Whipzi Flavored Powdered Sugar
Flavored Confectioners’ Sugar Makes So Much Sense
Sarah and I both immediately wondered why flavored confectioners’ sugars hadn’t been invented before now. It’s a product like tomato paste in a tube or browned butter sticks that, once you get your hands on it, makes you question how you lived without it.
Using flavored confectioners’ sugar for frostings, glazes, syrups, meringues, cookies and more means I don’t need to rely on extracts or time-consuming ingredients like fruit purees. Instead, the extra flavor is already built in, which is especially convenient when an extract isn’t one I’d usually keep stocked, or I want a fresh fruit that’s out of season. My go-to strawberry frosting recipe calls for fresh strawberry puree—but now all I need is strawberry-flavored Whipzi and softened butter for a sweet, lightly fruity, light pink frosting.

The strawberry Whipzi is the one I’ve been using most. It’s not cloyingly sweet, even though it’s confectioners’ sugar, and it truly tastes like genuine berries. After my first tiny spoonful, I was already plotting how to use it in crinkle cookies and sprinkled over French toast.
The sugar looks white-ish when you open the bag, but it does have a bit of color that comes from beet root (Whipzi doesn’t use artificial colors or dyes). Combined with water to make a simple syrup, the sugar blooms into a pale pink that makes me think of pink lemonade. If I really want to boost the hue, I’ll add a few drops of food coloring to make it pop.
I Keep Coming Up with New Ways to Use Whipzi
Along with the strawberry version, Whipzi sells chocolate, vanilla, lemon and orange confectioners’ sugars, plus limited-edition flavors like salted caramel, lavender, pumpkin spice, maple and black cocoa chocolate. Think about all the recipes you use confectioners’ sugar for and multiply that by the number of flavors in the Whipzi “Flavor Vault“! Salted caramel fudge, lavender buttercream, maple shortbread and black cocoa icing are all on the table, and that’s just to start.
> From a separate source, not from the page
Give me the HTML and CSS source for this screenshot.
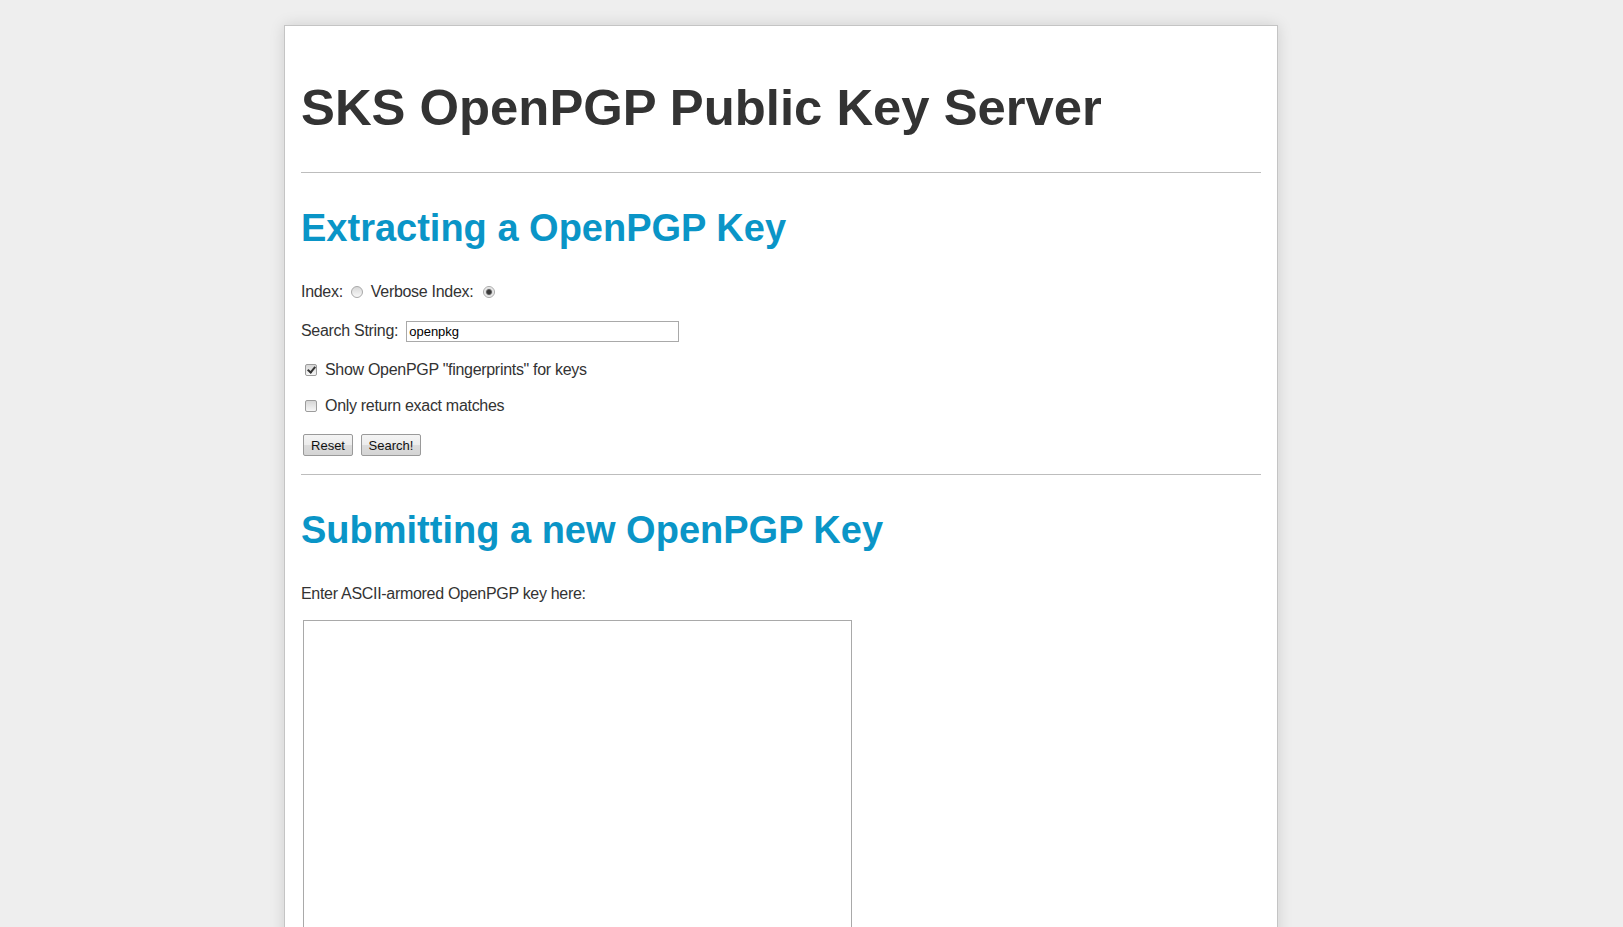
FILE: index.html
```html
<!DOCTYPE html>
<html lang="en">
<head>
<meta charset="utf-8">
<title>SKS OpenPGP Public Key Server</title>
<link rel="stylesheet" href="styles.css">
</head>
<body>
<div class="page">
  <h1 class="title">SKS OpenPGP Public Key Server</h1>
  <hr class="rule">
  <h2 class="section-title">Extracting a OpenPGP Key</h2>
  <form class="search-form">
    <div class="row">
      <span class="txt">Index:</span>
      <input type="radio" name="op" class="radio">
      <span class="txt">Verbose Index:</span>
      <input type="radio" name="op" class="radio radio-last" checked>
    </div>
    <div class="row">
      <label class="txt" for="search">Search String:</label>
      <input id="search" class="text-input" type="text" value="openpkg">
    </div>
    <div class="row">
      <input type="checkbox" class="checkbox" checked>
      <span class="txt">Show OpenPGP "fingerprints" for keys</span>
    </div>
    <div class="row row-tight">
      <input type="checkbox" class="checkbox">
      <span class="txt">Only return exact matches</span>
    </div>
    <div class="row buttons">
      <button type="reset" class="btn">Reset</button>
      <button type="button" class="btn">Search!</button>
    </div>
  </form>
  <hr class="rule rule-after-form">
  <h2 class="section-title">Submitting a new OpenPGP Key</h2>
  <form class="submit-form">
    <p class="txt label">Enter ASCII-armored OpenPGP key here:</p>
    <textarea class="keytext"></textarea>
  </form>
</div>
</body>
</html>
```
FILE: styles.css
```css
html, body {
  margin: 0;
  padding: 0;
  overflow: hidden;
}

body {
  background: #eeeeee;
  font-family: "Liberation Sans", Arial, sans-serif;
  color: #333333;
}

.page {
  width: 960px;
  min-height: 1100px;
  margin: 25px 0 0 284px;
  padding: 52px 16px 0;
  background: #ffffff;
  border: 1px solid #c4c4c4;
  box-shadow: 0 0 14px rgba(0, 0, 0, 0.13);
}

.title {
  margin: 0;
  font-size: 50.8px;
  line-height: 60px;
  font-weight: bold;
  color: #333333;
}

.rule {
  margin: 34px 0 0;
  height: 0;
  border: 0;
  border-top: 1px solid #bdbdbd;
}

.rule-after-form {
  margin-top: 18px;
}

.section-title {
  margin: 32px 0 0;
  font-size: 38px;
  line-height: 46px;
  font-weight: bold;
  color: #0a95c7;
}

.search-form {
  margin: 30px 0 0;
}

.txt {
  font-size: 16px;
  line-height: 20px;
  letter-spacing: -0.3px;
  color: #333333;
}

.row {
  display: flex;
  align-items: center;
  height: 22px;
  margin-top: 17px;
}

.row:first-child {
  margin-top: 0;
}

.row-tight {
  margin-top: 14px;
}

.radio {
  appearance: none;
  -webkit-appearance: none;
  width: 12px;
  height: 12px;
  margin: 0 8px 0 8px;
  border: 1px solid #a8a8a8;
  border-radius: 50%;
  background: linear-gradient(#d8d8d8, #f8f8f8);
  flex: none;
}

.radio-last {
  margin-left: 10px;
}

.radio:checked {
  background: radial-gradient(circle, #3a3a3a 0 1.8px, #6a6a6a 2.6px, #d9d9d9 3.4px, #f4f4f4 5px);
}

.text-input {
  box-sizing: border-box;
  width: 273px;
  height: 21px;
  margin: 0 0 0 8px;
  padding: 0 2px;
  border: 1px solid #a9a9a9;
  font-family: "Liberation Sans", Arial, sans-serif;
  font-size: 13px;
  color: #000000;
  background: #ffffff;
  outline: none;
}

.checkbox {
  appearance: none;
  -webkit-appearance: none;
  position: relative;
  width: 12px;
  height: 12px;
  margin: 0 8px 0 4px;
  border: 1px solid #9c9c9c;
  border-radius: 2px;
  background: linear-gradient(#d6d6d6, #f6f6f6);
  flex: none;
}

.checkbox:checked::after {
  content: "";
  position: absolute;
  left: 3px;
  top: 0px;
  width: 3px;
  height: 6px;
  border-right: 2px solid #333333;
  border-bottom: 2px solid #333333;
  transform: rotate(40deg);
}

.buttons {
  gap: 8px;
  padding-left: 2px;
}

.btn {
  box-sizing: border-box;
  height: 22px;
  padding: 0 6px;
  border: 1px solid #9a9a9a;
  border-radius: 2px;
  background: linear-gradient(#f4f4f4 0%, #ececec 50%, #dcdcdc 51%, #d4d4d4 100%);
  font-family: "Liberation Sans", Arial, sans-serif;
  font-size: 13px;
  color: #111111;
}

.btn:first-child {
  width: 50px;
}

.btn:last-child {
  width: 60px;
}

.submit-form {
  margin: 0;
}

.label {
  margin: 31px 0 0;
}

.keytext {
  display: block;
  box-sizing: border-box;
  width: 549px;
  height: 420px;
  margin: 16px 0 0 2px;
  border: 1px solid #a9a9a9;
  resize: none;
  background: #ffffff;
}
```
Sarah told me she’s been experimenting with the recipes printed on the back of Whipzi’s bags and on Whipzi’s website. She raved about an American buttercream made with Whipzi Black Cocoa Chocolate and a pumpkin cold foam for iced coffee—she ate half the batch with a spoon before it made it to the coffee cup!

I love a fancy coffee too so I’ve been turning Whipzi into simple syrups with two parts sugar to one part water. Just bring it to a boil, let it simmer briefly, and then let it cool before stirring into coffee. My favorites so far are lavender and strawberry, and it’s so much easier than buying dried lavender or looking for the freshest berries.
Whipzi’s packaging is another plus: The bags are sturdy and resealable, so you don’t need to transfer it to a different container. As Sarah says, “Anyone who’s opened a standard bag of powdered sugar knows the drill: Rubbing the bag to loosen the sugar, cutting it open and poof—a sugar cloud, followed by the bag slumping over and spilling if you so much as look at it wrong.”
Where to Buy Whipzi
You can find Whipzi’s resealable bags in the grocery section at World Market, or order them from Amazon or directly from Whipzi. They’re also available at HEB, Meijer and some regional Albertsons.
I already have four bags of Whipzi, but I’m working on collecting every flavor. Soon, I’ll need a whole shelf just for Whipzi so I can use it as my not-so-secret ingredient in all my favorite sugar-dusted desserts.